Where the Crawdads Sing marvelously weaves love and murder together

The+poster+for+the+movie+with+Kyra+in+the+center+above+the+marsh

IMDb.com

The poster for the movie with Kyra in the center above the marsh

Love and murder are topics that don’t feel as if they should go together, but at the same time, they do. Romance is full of beautifully cheesy cliches. Murder is dark and hateful. Even with these differences, they both find common ground in their messy, sudden nature. They string all those involved into an entangled web of chaos and heartache; it’s a feeling movies, at times, struggle to encapsulate, and yet Where the Crawdads Sing captures it phenomenally.

The movie leaves a lasting impression on the viewer with the first scene alone. The town’s beloved star quarterback, Chase Andrews (Harris Dickinson), is found dead. The first responders scanned everywhere for evidence of what could have occurred moments before his death. No matter how hard the police searched, they found nothing to point out that anyone was there—not even footprints. Nevertheless, they all had one guess as to who it was: Kya Clark (Daisy Edgar-Jones).

Soon after, Kya is placed into custody as she is the main suspect in Chase’s murder, and so Tom Milton (David Strathairn) is assigned to be her lawyer. Kya is the woman everyone in town had turned their backs on and deemed an outcast—so much so that they referred to her as Marsh Girl. Therefore, to adequately defend Kya, Tom needed to understand Kya’s story. Eventually, Kya opens up to Tom revealing a life of sequestration, exile, and love.

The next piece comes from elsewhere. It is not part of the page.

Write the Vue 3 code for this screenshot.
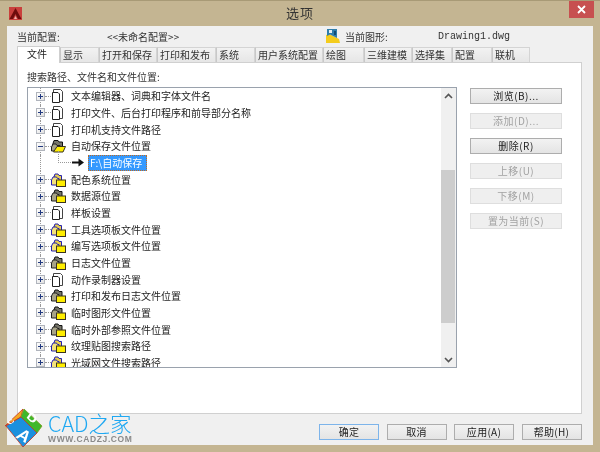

Her home seemed to essentially juxtapose Kya’s treacherous life with the beauty surrounding it

Where the Crawdads Sing is a book adaptation of Delia Owen’s novel. The issue with book adaptation movies is that the books have too many details to fit into a limited time frame. As a result, the film’s pace is all over the place; some moments in the film move quickly and throw a lot of information at the watcher, and other moments seem to drag on forever, and you learn nothing. However, in the case of Where the Crawdads Sing, when a lot of information is given to the viewer it seems natural rather than another way to expediently throw copious amounts of information at the watcher.

At the beginning of the movie, we learn the reason why the townspeople call Kya the Marsh Girl; it is because, as her name implies, she lives in the marsh. Every scene where we saw the marsh that Kya called home had an almost ethereal look. Her home seemed to essentially juxtapose Kya’s treacherous life with the beauty surrounding it.

Even though the film’s scenery may be warm and welcoming, the topics that the movie delves into are quite the contrary. From the beginning, the viewers become aware of the harrowing home life that Kya had to deal with for much of her adolescence. Rather than making her home life seem as if it were some quirky situation that she had survived—rather than romanticizing it—the film shows her home life as it is: traumatic and detrimental.

Where the Crawdads Sings stunningly illustrates love as how it is: a complicated thing. It can lead to happily ever afters with hearts and roses or it can lead to death walking straight to your front door. With Where the Crawdads Sings, it beautifully shows how love may just lead to both.